Equiaxed casting is usually the best starting point when the part faces moderate-to-high thermal service but not the most extreme creep-driven load. Directional casting is typically the right step when the part sees higher sustained temperature and stress in a defined direction and needs more life margin. Single crystal is most appropriate when the part truly operates in the most severe environment and the performance gain justifies the extra cost and process control.
In other words, the right route is the one that matches the real service duty of the GE Frame 6B component while also fitting the manufacturing, inspection, and maintenance strategy behind the part.
The same selection logic used for GE Frame 6B parts also applies broadly across Power Generation and other severe-service sectors such as Energy and Aerospace and Aviation. Similar manufacturing decisions appear in gas turbine components, high-temperature alloy assemblies, jet engine components, and turbine engine parts.
This wider context shows that casting route selection is not only a material science decision. It is also a lifecycle manufacturing decision shaped by geometry, service conditions, cost, repair logic, and inspection requirements.

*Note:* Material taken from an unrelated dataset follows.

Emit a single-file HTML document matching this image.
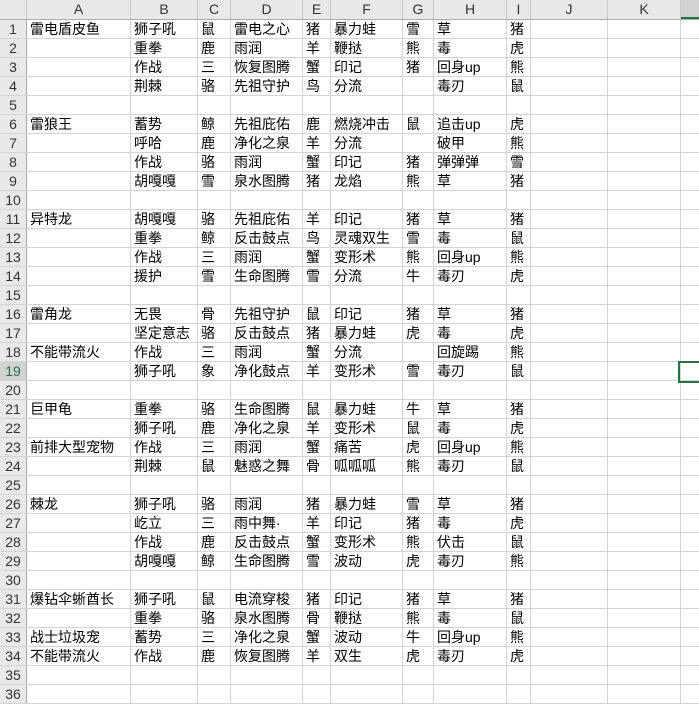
<!DOCTYPE html>
<html><head><meta charset="utf-8"><style>
*{margin:0;padding:0;box-sizing:border-box}
body{width:699px;height:697px;overflow:hidden;background:#fff;font-family:"Liberation Sans","Noto Sans CJK SC",sans-serif;font-size:14px;color:#000}
.r{display:flex;width:720px;height:19px;border-bottom:1px solid #d4d4d4;white-space:nowrap}
.r>div{flex:none;border-right:1px solid #d4d4d4;height:18px;line-height:18px;padding-left:3px;overflow:visible}
.r>div:nth-child(1){width:27px;background:#e9e9e9;border-right:1px solid #ababab;text-align:center;padding:0;color:#333;font-size:14px}
.r>div:nth-child(2){width:104px}
.r>div:nth-child(3){width:67px}
.r>div:nth-child(4){width:33px}
.r>div:nth-child(5){width:72px}
.r>div:nth-child(6){width:28px}
.r>div:nth-child(7){width:72px}
.r>div:nth-child(8){width:31px}
.r>div:nth-child(9){width:73px}
.r>div:nth-child(10){width:24px}
.r>div:nth-child(11){width:77px}
.r>div:nth-child(12){width:73px}
.r>div:nth-child(13){width:40px;border-right:none}
.h{height:20px;border-bottom:1px solid #ababab;background:#e9e9e9}
.h>div{height:19px;line-height:19px;text-align:center;padding:0!important;border-right:1px solid #c8c8c8!important;color:#333;font-size:14px}
.h>div:nth-child(13){background:#d2d2d2;border-bottom:2px solid #217346}
.sel>div:nth-child(1){color:#217346;background:#d2d2d2}
#box{position:absolute;left:678px;top:361px;width:30px;height:22px;border:2px solid #217346}
</style></head><body>
<div class="r h"><div></div><div>A</div><div>B</div><div>C</div><div>D</div><div>E</div><div>F</div><div>G</div><div>H</div><div>I</div><div>J</div><div>K</div><div></div></div>
<div class="r"><div>1</div><div>雷电盾皮鱼</div><div>狮子吼</div><div>鼠</div><div>雷电之心</div><div>猪</div><div>暴力蛙</div><div>雪</div><div>草</div><div>猪</div><div></div><div></div><div></div></div>
<div class="r"><div>2</div><div></div><div>重拳</div><div>鹿</div><div>雨润</div><div>羊</div><div>鞭挞</div><div>熊</div><div>毒</div><div>虎</div><div></div><div></div><div></div></div>
<div class="r"><div>3</div><div></div><div>作战</div><div>三</div><div>恢复图腾</div><div>蟹</div><div>印记</div><div>猪</div><div>回身up</div><div>熊</div><div></div><div></div><div></div></div>
<div class="r"><div>4</div><div></div><div>荆棘</div><div>骆</div><div>先祖守护</div><div>鸟</div><div>分流</div><div></div><div>毒刃</div><div>鼠</div><div></div><div></div><div></div></div>
<div class="r"><div>5</div><div></div><div></div><div></div><div></div><div></div><div></div><div></div><div></div><div></div><div></div><div></div><div></div></div>
<div class="r"><div>6</div><div>雷狼王</div><div>蓄势</div><div>鲸</div><div>先祖庇佑</div><div>鹿</div><div>燃烧冲击</div><div>鼠</div><div>追击up</div><div>虎</div><div></div><div></div><div></div></div>
<div class="r"><div>7</div><div></div><div>呼哈</div><div>鹿</div><div>净化之泉</div><div>羊</div><div>分流</div><div></div><div>破甲</div><div>熊</div><div></div><div></div><div></div></div>
<div class="r"><div>8</div><div></div><div>作战</div><div>骆</div><div>雨润</div><div>蟹</div><div>印记</div><div>猪</div><div>弹弹弹</div><div>雪</div><div></div><div></div><div></div></div>
<div class="r"><div>9</div><div></div><div>胡嘎嘎</div><div>雪</div><div>泉水图腾</div><div>猪</div><div>龙焰</div><div>熊</div><div>草</div><div>猪</div><div></div><div></div><div></div></div>
<div class="r"><div>10</div><div></div><div></div><div></div><div></div><div></div><div></div><div></div><div></div><div></div><div></div><div></div><div></div></div>
<div class="r"><div>11</div><div>异特龙</div><div>胡嘎嘎</div><div>骆</div><div>先祖庇佑</div><div>羊</div><div>印记</div><div>猪</div><div>草</div><div>猪</div><div></div><div></div><div></div></div>
<div class="r"><div>12</div><div></div><div>重拳</div><div>鲸</div><div>反击鼓点</div><div>鸟</div><div>灵魂双生</div><div>雪</div><div>毒</div><div>鼠</div><div></div><div></div><div></div></div>
<div class="r"><div>13</div><div></div><div>作战</div><div>三</div><div>雨润</div><div>蟹</div><div>变形术</div><div>熊</div><div>回身up</div><div>熊</div><div></div><div></div><div></div></div>
<div class="r"><div>14</div><div></div><div>援护</div><div>雪</div><div>生命图腾</div><div>雪</div><div>分流</div><div>牛</div><div>毒刃</div><div>虎</div><div></div><div></div><div></div></div>
<div class="r"><div>15</div><div></div><div></div><div></div><div></div><div></div><div></div><div></div><div></div><div></div><div></div><div></div><div></div></div>
<div class="r"><div>16</div><div>雷角龙</div><div>无畏</div><div>骨</div><div>先祖守护</div><div>鼠</div><div>印记</div><div>猪</div><div>草</div><div>猪</div><div></div><div></div><div></div></div>
<div class="r"><div>17</div><div></div><div>坚定意志</div><div>骆</div><div>反击鼓点</div><div>猪</div><div>暴力蛙</div><div>虎</div><div>毒</div><div>虎</div><div></div><div></div><div></div></div>
<div class="r"><div>18</div><div>不能带流火</div><div>作战</div><div>三</div><div>雨润</div><div>蟹</div><div>分流</div><div></div><div>回旋踢</div><div>熊</div><div></div><div></div><div></div></div>
<div class="r sel"><div>19</div><div></div><div>狮子吼</div><div>象</div><div>净化鼓点</div><div>羊</div><div>变形术</div><div>雪</div><div>毒刃</div><div>鼠</div><div></div><div></div><div></div></div>
<div class="r"><div>20</div><div></div><div></div><div></div><div></div><div></div><div></div><div></div><div></div><div></div><div></div><div></div><div></div></div>
<div class="r"><div>21</div><div>巨甲龟</div><div>重拳</div><div>骆</div><div>生命图腾</div><div>鼠</div><div>暴力蛙</div><div>牛</div><div>草</div><div>猪</div><div></div><div></div><div></div></div>
<div class="r"><div>22</div><div></div><div>狮子吼</div><div>鹿</div><div>净化之泉</div><div>羊</div><div>变形术</div><div>鼠</div><div>毒</div><div>虎</div><div></div><div></div><div></div></div>
<div class="r"><div>23</div><div>前排大型宠物</div><div>作战</div><div>三</div><div>雨润</div><div>蟹</div><div>痛苦</div><div>虎</div><div>回身up</div><div>熊</div><div></div><div></div><div></div></div>
<div class="r"><div>24</div><div></div><div>荆棘</div><div>鼠</div><div>魅惑之舞</div><div>骨</div><div>呱呱呱</div><div>熊</div><div>毒刃</div><div>鼠</div><div></div><div></div><div></div></div>
<div class="r"><div>25</div><div></div><div></div><div></div><div></div><div></div><div></div><div></div><div></div><div></div><div></div><div></div><div></div></div>
<div class="r"><div>26</div><div>棘龙</div><div>狮子吼</div><div>骆</div><div>雨润</div><div>猪</div><div>暴力蛙</div><div>雪</div><div>草</div><div>猪</div><div></div><div></div><div></div></div>
<div class="r"><div>27</div><div></div><div>屹立</div><div>三</div><div>雨中舞·</div><div>羊</div><div>印记</div><div>猪</div><div>毒</div><div>虎</div><div></div><div></div><div></div></div>
<div class="r"><div>28</div><div></div><div>作战</div><div>鹿</div><div>反击鼓点</div><div>蟹</div><div>变形术</div><div>熊</div><div>伏击</div><div>鼠</div><div></div><div></div><div></div></div>
<div class="r"><div>29</div><div></div><div>胡嘎嘎</div><div>鲸</div><div>生命图腾</div><div>雪</div><div>波动</div><div>虎</div><div>毒刃</div><div>熊</div><div></div><div></div><div></div></div>
<div class="r"><div>30</div><div></div><div></div><div></div><div></div><div></div><div></div><div></div><div></div><div></div><div></div><div></div><div></div></div>
<div class="r"><div>31</div><div>爆钻伞蜥酋长</div><div>狮子吼</div><div>鼠</div><div>电流穿梭</div><div>猪</div><div>印记</div><div>猪</div><div>草</div><div>猪</div><div></div><div></div><div></div></div>
<div class="r"><div>32</div><div></div><div>重拳</div><div>骆</div><div>泉水图腾</div><div>骨</div><div>鞭挞</div><div>熊</div><div>毒</div><div>鼠</div><div></div><div></div><div></div></div>
<div class="r"><div>33</div><div>战士垃圾宠</div><div>蓄势</div><div>三</div><div>净化之泉</div><div>蟹</div><div>波动</div><div>牛</div><div>回身up</div><div>熊</div><div></div><div></div><div></div></div>
<div class="r"><div>34</div><div>不能带流火</div><div>作战</div><div>鹿</div><div>恢复图腾</div><div>羊</div><div>双生</div><div>虎</div><div>毒刃</div><div>虎</div><div></div><div></div><div></div></div>
<div class="r"><div>35</div><div></div><div></div><div></div><div></div><div></div><div></div><div></div><div></div><div></div><div></div><div></div><div></div></div>
<div class="r"><div>36</div><div></div><div></div><div></div><div></div><div></div><div></div><div></div><div></div><div></div><div></div><div></div><div></div></div>
<div id="box"></div>
</body></html>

Choosing the right casting route for GE Frame 6B parts means matching the part’s service demands to the most appropriate structure: equiaxed for balanced performance and cost, directional for improved high-temperature strength in the main stress direction, or single crystal for the most demanding hot-section environments. No single route is universally best. The correct answer depends on how the component actually works in service.
When supported by Vacuum Investment Casting, proper post-processing, and reliable inspection, each of these casting routes can play a valuable role in GE Frame 6B aftermarket and replacement part manufacturing. The best results come from choosing the route that delivers the required life and reliability without unnecessary cost or unnecessary complexity.